May 17th, 2006 @ 11:05 am
Dear Shirely
Thank you for your comment in this blog and a separate one that you sent to my email. I hope you will find the wisdom why this happens, but I see that your child is the angel that will hold your hand to walk this life. I sincerely hope you will consider pranic healing as I suggested. Remain the strong woman that you are and will always be.
God Bless You and Shania
Nora
May 17th, 2006 @ 11:11 am
Dear Bibi
Because you had loved your mother that much, your children love you that much. Never doubt the universe will give to you that which you have earned. Its karma and it never fails you. Your son will return and when he does, you shall receive twice that you lose. Have faith in this, continue to send him blessings because the love energy is the strongest form of energy that exists…simply put, when someone receives a lot of love from another, and unconditional, he has to respond in the same manner.
Nora
May 17th, 2006 @ 11:18 am
Dear Molly
I so understand what you are feeling, but if you let her go, you will then be able to find, within you, in your heart a way to communicate with her, like I do. If you think in terms of the eternal life she is in right now, then you will recognise there is really no death and separation. If you pray a lot or meditate, you will find some answers and forgiveness. For all the prayers that you do for her, she does the same for you too. Take heart, cheer up , the sun is shining, make the best of your life. Be happy.
Nora
May 17th, 2006 @ 11:28 am
Dear Usha
And your children will too make amends with you, one day, as you will make amend with your mother! I am happy for you that you still have the opportunity to make things right by her. There is nothing wrong in disagreeing, all arguments are right, in your mind thats your truth, and in her mind, thats her truth, so no one is really wrong. So don’t be sorry. My daughter argues with me all the time (& she’s 9 yrs old, mind you) but as long as she has an opinion and speaks up, I think its her right, as long as she is not rude. Remember that a child is the shape and colour that her mother shapes her! And my daughter never fails to tell me, what she is , is because her mother shapes her! Like I said, she is only 9! can you imagine the days to come?
Nora
August 5th, 2006 @ 7:14 pm
Nora good morning. Thank you very much for sending me your email. I agree with you that mothers are angels. But I have problem with my mother, she never loves me, she has rejected me for some mistakes I committed in childhood in ignorance. And because of that I have never have what is a mother in my heart instead I loved my mother very much, she is the first person I loved dearly in my heart and in the world. But as I was growing up I did not yet express this love to her and she has been hurting me deeply for a long time for the mistakes I did in ignorance. This fact has hurt me deeply and make me to hate her in my heart and to hide my feelings from her because I’m to fragile in my heart and emotions because I’m fatherless since 10 months and I was away from her in my childhood so I never know what is father, what is mother really, never have affection and love from parents and family and people.

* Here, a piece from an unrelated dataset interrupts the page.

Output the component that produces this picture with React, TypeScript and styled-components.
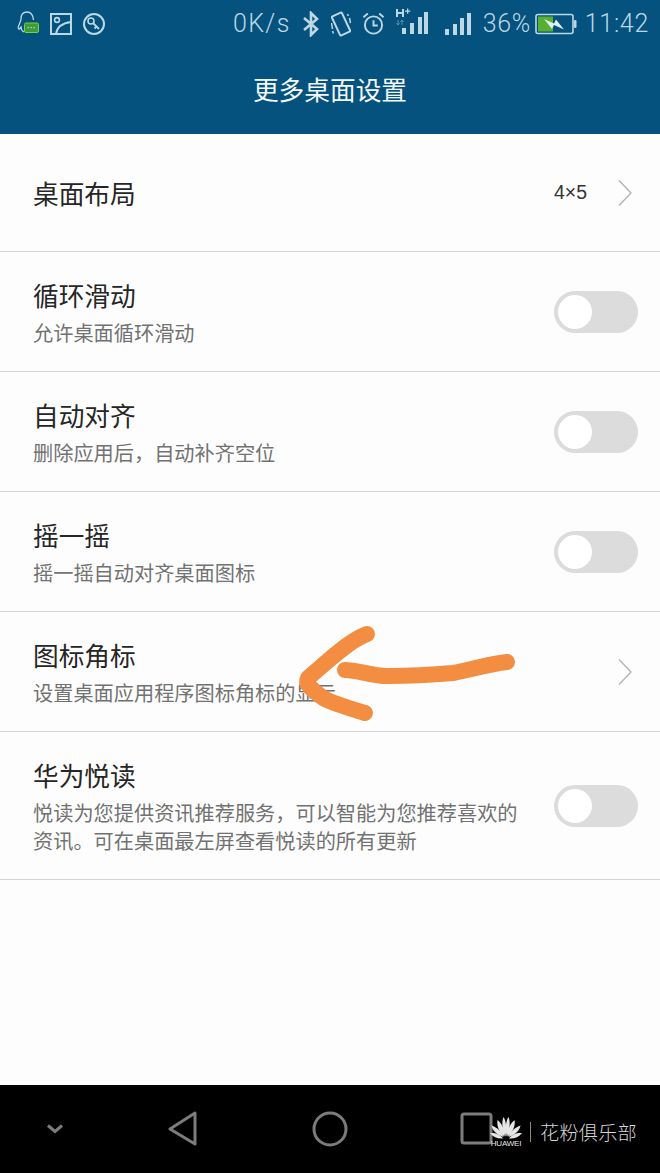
import React from 'react';
import styled, { createGlobalStyle } from 'styled-components';

const GlobalStyle = createGlobalStyle`
  html, body {
    margin: 0;
    padding: 0;
    background: #fff;
  }
  * {
    box-sizing: border-box;
  }
`;

const CJK = `'Roboto', 'Noto Sans CJK SC', sans-serif`;

const Screen = styled.div`
  position: relative;
  width: 660px;
  height: 1173px;
  display: flex;
  flex-direction: column;
  overflow: hidden;
  background: #fdfdfd;
  font-family: ${CJK};
`;

const Header = styled.header`
  height: 134px;
  flex-shrink: 0;
  background: #04527d;
  color: #fff;
`;

const StatusBar = styled.div`
  height: 48px;
  display: flex;
  align-items: center;
  justify-content: space-between;
  padding: 0 11px 0 16px;
  color: #bcd8e4;
`;

const StatusGroup = styled.div<{ $gap: number }>`
  display: flex;
  align-items: center;
  gap: ${({ $gap }) => $gap}px;
`;

const StatusText = styled.span<{ $spacing?: number }>`
  font-size: 25px;
  line-height: 48px;
  font-weight: 300;
  letter-spacing: ${({ $spacing }) => $spacing ?? 0.6}px;
  white-space: nowrap;
`;

const Title = styled.h1`
  margin: 0;
  height: 84px;
  padding-bottom: 3px;
  display: flex;
  align-items: center;
  justify-content: center;
  font-size: 25.7px;
  font-weight: 400;
  color: #f4f8fa;
`;

const List = styled.main`
  flex: 1;
  display: flex;
  flex-direction: column;
`;

const Row = styled.div<{ $height: number }>`
  height: ${({ $height }) => $height}px;
  flex-shrink: 0;
  display: flex;
  align-items: center;
  justify-content: space-between;
  padding: 0 22px 0 33px;
  border-bottom: 1px solid #d6d6d6;
`;

const RowText = styled.div`
  display: flex;
  flex-direction: column;
  gap: 5px;
  width: 490px;
  padding-top: 4px;
`;

const RowTitle = styled.div`
  font-size: 25.7px;
  line-height: 36px;
  color: #262626;
`;

const RowSub = styled.div`
  font-size: 20.2px;
  line-height: 28px;
  color: #727272;
`;

const RowValue = styled.div`
  display: flex;
  align-items: center;
  gap: 30px;
  padding-right: 5px;
  font-family: 'Liberation Sans', sans-serif;
  font-size: 19.5px;
  color: #333;
`;

const Switch = styled.div`
  width: 84px;
  height: 42px;
  padding: 4px;
  border-radius: 21px;
  background: #dcdcdc;
`;

const Knob = styled.div`
  width: 34px;
  height: 34px;
  border-radius: 50%;
  background: #fff;
`;

const NavBar = styled.nav`
  height: 88px;
  flex-shrink: 0;
  background: #000;
  display: flex;
  align-items: center;
  color: #7c7c7c;
`;

const NavSlot = styled.div<{ $width: number }>`
  width: ${({ $width }) => $width}px;
  display: flex;
  justify-content: center;
`;

const Watermark = styled.div`
  position: absolute;
  left: 489px;
  top: 1116px;
  display: flex;
  align-items: center;
  color: #d6d6d6;
`;

const LogoBox = styled.div`
  width: 34px;
  display: flex;
  flex-direction: column;
  align-items: center;
`;

const LogoText = styled.span`
  font-family: 'Liberation Sans', sans-serif;
  font-size: 8px;
  line-height: 8px;
  color: #e6e6e6;
  letter-spacing: -0.2px;
`;

const WatermarkLine = styled.div`
  width: 1px;
  height: 20px;
  margin: 0 9px 0 7px;
  background: #8a8a8a;
`;

const WatermarkText = styled.span`
  font-size: 19.2px;
  font-weight: 300;
  letter-spacing: 0.2px;
  white-space: nowrap;
`;

const ArrowOverlay = styled.svg`
  position: absolute;
  left: 280px;
  top: 610px;
`;

const ChevronSlot = styled.div`
  display: flex;
  padding-right: 5px;
`;

const Chevron = () => (
  <svg width="16" height="28" viewBox="0 0 16 28" fill="none" stroke="#b4b4b4" strokeWidth="1.4">
    <path d="M2 1.500 L14 14 L2 26.500" />
  </svg>
);

const QQIcon = () => (
  <svg width="24" height="30" viewBox="0 0 24 30" fill="none">
    <path
      d="M11 3c-4 0-6 3-6 7 0 2-1 3-2 6-1 2-1 4 0 4 1 0 1-1 2-2 0 2 1 4 3 5M11 3c4 0 6 3 6.500 8"
      stroke="#bcd8e4"
      strokeWidth="1.300"
    />
    <rect x="8.500" y="14" width="14" height="9.500" rx="1.500" fill="#3f9a3a" stroke="#7ad04a" />
    <path d="M11.500 18.700h8" stroke="#cfe8a8" strokeWidth="1" strokeDasharray="1.500 1.500" />
  </svg>
);

const PictureIcon = () => (
  <svg width="24" height="24" viewBox="0 0 24 24" fill="none" stroke="#bcd8e4" strokeWidth="2">
    <rect x="2" y="2" width="20" height="20" />
    <circle cx="8" cy="8" r="2.400" strokeWidth="1.600" />
    <path d="M7 22c1-7 7-11 15-12" />
  </svg>
);

const KeyIcon = () => (
  <svg width="24" height="24" viewBox="0 0 24 24" fill="none" stroke="#bcd8e4" strokeWidth="2">
    <circle cx="12" cy="12" r="10" />
    <circle cx="9" cy="9" r="3" strokeWidth="1.600" />
    <path d="M11 11l6 6M14.500 14.500l-2 2" strokeWidth="1.800" />
  </svg>
);

const BluetoothIcon = () => (
  <svg width="18" height="26" viewBox="0 0 18 26" fill="none" stroke="#bcd8e4" strokeWidth="2.600">
    <path d="M2 7l13 11-6 6V2l6 6L2 19" />
  </svg>
);

const VibrateIcon = () => (
  <svg width="20" height="26" viewBox="1 0 20 26" fill="none" stroke="#bcd8e4" strokeWidth="2">
    <rect x="5.500" y="2.500" width="11" height="21" rx="1" transform="rotate(-25 11 13)" />
    <path d="M1.500 12l1 6M2.500 20l1 2.500M19.500 7l1 5M17.500 3l.8 2" strokeWidth="1.500" />
  </svg>
);

const AlarmIcon = () => (
  <svg width="23" height="26" viewBox="0 0 24 26" fill="none" stroke="#bcd8e4" strokeWidth="2">
    <circle cx="12" cy="14" r="9" />
    <path d="M12 9v5.500h4.500M1.500 6L6 2M22.500 6L18 2" />
  </svg>
);

const SignalBars = () => (
  <svg width="27" height="22" viewBox="0 0 27 22" fill="#bcd8e4">
    <rect x="0" y="16" width="4" height="6" />
    <rect x="8" y="11" width="4" height="11" />
    <rect x="15" y="5" width="4" height="17" />
    <rect x="22" y="0" width="4" height="22" />
  </svg>
);

const HPlusSignal = () => (
  <svg width="33" height="32" viewBox="0 0 33 32" fill="#bcd8e4">
    <path d="M0 1h2v3h4V1h2v8H6V6H2v3H0zM9 2.500h2V.5h1.300v2h2v1.300h-2v2H11v-2H9z" />
    <path d="M2 12v5M0.500 15l1.500 2 1.500-2M6 17v-5M4.500 14L6 12l1.500 2" stroke="#5d93ad" strokeWidth="1" fill="none" />
    <rect x="6" y="20" width="4" height="6" />
    <rect x="14" y="15" width="4" height="11" />
    <rect x="22" y="9" width="4" height="17" />
    <rect x="28" y="4" width="4" height="22" />
  </svg>
);

const BatteryIcon = () => (
  <svg width="42" height="22" viewBox="0 0 42 22" fill="none">
    <rect x="1" y="1.500" width="37" height="19" rx="2" stroke="#bcd8e4" strokeWidth="1.600" />
    <rect x="3" y="3.500" width="15" height="15" fill="#58b030" />
    <rect x="39" y="7" width="2.500" height="8" rx="1" fill="#bcd8e4" />
    <path d="M9 6l10 4.500 2-4 8 10-10-4.500-2 4z" fill="#dfeef0" />
  </svg>
);

const BackIcon = () => (
  <svg width="32" height="36" viewBox="0 0 32 36" fill="none" stroke="#7c7c7c" strokeWidth="3" strokeLinejoin="round">
    <path d="M28 2v31L3 18z" />
  </svg>
);

const HomeIcon = () => (
  <svg width="36" height="36" viewBox="0 0 36 36" fill="none" stroke="#7c7c7c" strokeWidth="3">
    <circle cx="18" cy="18" r="16" />
  </svg>
);

const RecentIcon = () => (
  <svg width="34" height="34" viewBox="0 0 34 34" fill="none" stroke="#7c7c7c" strokeWidth="3">
    <rect x="2" y="2" width="29" height="29" rx="2" />
  </svg>
);

const HideIcon = () => (
  <svg width="18" height="12" viewBox="0 0 18 12" fill="none" stroke="#7c7c7c" strokeWidth="3">
    <path d="M2 2.500l7 6 7-6" />
  </svg>
);

const HuaweiPetals = () => (
  <svg width="32" height="24" viewBox="0 0 32 24" fill="#e6e6e6">
    <path d="M15.400 20.500C12 14 11.500 6 13.500 1c2.500 3 3.500 12 1.900 19.500z" />
    <path d="M16.600 20.500C20 14 20.500 6 18.500 1c-2.500 3-3.500 12-1.900 19.500z" />
    <path d="M14.500 20.500C9 16.500 6.500 10 7.500 4c4 3 7.500 10 7 16.500z" />
    <path d="M17.500 20.500C23 16.500 25.500 10 24.500 4c-4 3-7.500 10-7 16.500z" />
    <path d="M13.500 21C8 19.500 2.500 15 1.500 9.500c5 1.500 10 6 12 11.500z" />
    <path d="M18.500 21c5.500-1.500 11-6 12-11.500-5 1.500-10 6-12 11.500z" />
    <path d="M13 22.500c-5 .5-10-1.500-13-5.500 5-.5 10.500 1.500 13 5.500z" />
    <path d="M19 22.500c5 .5 10-1.500 13-5.500-5-.5-10.500 1.500-13 5.500z" />
  </svg>
);

type TSetting = {
  title: string;
  sub?: string;
  height: number;
  control: 'switch' | 'chevron' | 'value';
};

const settings: TSetting[] = [
  { title: '桌面布局', height: 118, control: 'value' },
  { title: '循环滑动', sub: '允许桌面循环滑动', height: 120, control: 'switch' },
  { title: '自动对齐', sub: '删除应用后，自动补齐空位', height: 120, control: 'switch' },
  { title: '摇一摇', sub: '摇一摇自动对齐桌面图标', height: 120, control: 'switch' },
  { title: '图标角标', sub: '设置桌面应用程序图标角标的显示', height: 120, control: 'chevron' },
  {
    title: '华为悦读',
    sub: '悦读为您提供资讯推荐服务，可以智能为您推荐喜欢的资讯。可在桌面最左屏查看悦读的所有更新',
    height: 148,
    control: 'switch',
  },
];

const App = () => (
  <Screen>
    <GlobalStyle />
    <Header>
      <StatusBar>
        <StatusGroup $gap={9}>
          <QQIcon />
          <PictureIcon />
          <KeyIcon />
        </StatusGroup>
        <StatusGroup $gap={4}>
          <StatusGroup $gap={16}>
            <StatusGroup $gap={11}>
              <StatusText $spacing={1.4}>0K/s</StatusText>
              <BluetoothIcon />
              <VibrateIcon />
              <AlarmIcon />
              <HPlusSignal />
            </StatusGroup>
            <StatusGroup $gap={11}>
              <SignalBars />
              <StatusText>36%</StatusText>
            </StatusGroup>
          </StatusGroup>
          <StatusGroup $gap={8}>
            <BatteryIcon />
            <StatusText $spacing={0.7}>11:42</StatusText>
          </StatusGroup>
        </StatusGroup>
      </StatusBar>
      <Title>更多桌面设置</Title>
    </Header>
    <List>
      {settings.map((item) => (
        <Row key={item.title} $height={item.height}>
          <RowText>
            <RowTitle>{item.title}</RowTitle>
            {item.sub && <RowSub>{item.sub}</RowSub>}
          </RowText>
          {item.control === 'switch' && (
            <Switch>
              <Knob />
            </Switch>
          )}
          {item.control === 'chevron' && (
            <ChevronSlot>
              <Chevron />
            </ChevronSlot>
          )}
          {item.control === 'value' && (
            <RowValue>
              <span>4×5</span>
              <Chevron />
            </RowValue>
          )}
        </Row>
      ))}
    </List>
    <NavBar>
      <NavSlot $width={110}>
        <HideIcon />
      </NavSlot>
      <NavSlot $width={146}>
        <BackIcon />
      </NavSlot>
      <NavSlot $width={148}>
        <HomeIcon />
      </NavSlot>
      <NavSlot $width={146}>
        <RecentIcon />
      </NavSlot>
    </NavBar>
    <Watermark>
      <LogoBox>
        <HuaweiPetals />
        <LogoText>HUAWEI</LogoText>
      </LogoBox>
      <WatermarkLine />
      <WatermarkText>花粉俱乐部</WatermarkText>
    </Watermark>
    <ArrowOverlay width="250" height="120" viewBox="0 0 250 120" fill="none" stroke="#f28d41" strokeWidth="15" strokeLinecap="round" strokeLinejoin="round">
      <path d="M87 24C74 29 62 39 50 49 42 56 35 62 28 68 26 72 27 74 30 77 36 83 41 87 47 90 58 95 72 99 85 103" strokeWidth="16" />
      <path d="M65 60C78 60 92 66 107 66 128 66 150 65 173 63 190 60 208 54 227 52" strokeWidth="16" />
    </ArrowOverlay>
  </Screen>
);

export default App;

I’m hiding it from inside from people not to know it and it is what i’m suffering from. In the family they don’t know what i’m suffering from. That is my really problem. I have never been loved in my family. I’m someone who needs to be loved truly, I’m someone who needs and wants affetion, love and emotional things but they never knew that. I’m hiding it in my heart and I’m sick for that but people don’t know and it is what really I’m suffering from before God but my brothers and sisters and my family never knew that because I’m secretful and hiding it my heart and it is destroying me. Actually, I’m in a big problem for that and don’t know what to do. Can you help me? What advice can you give me? I have deep wound in my heart.
Thank you for your reply. Good bless you.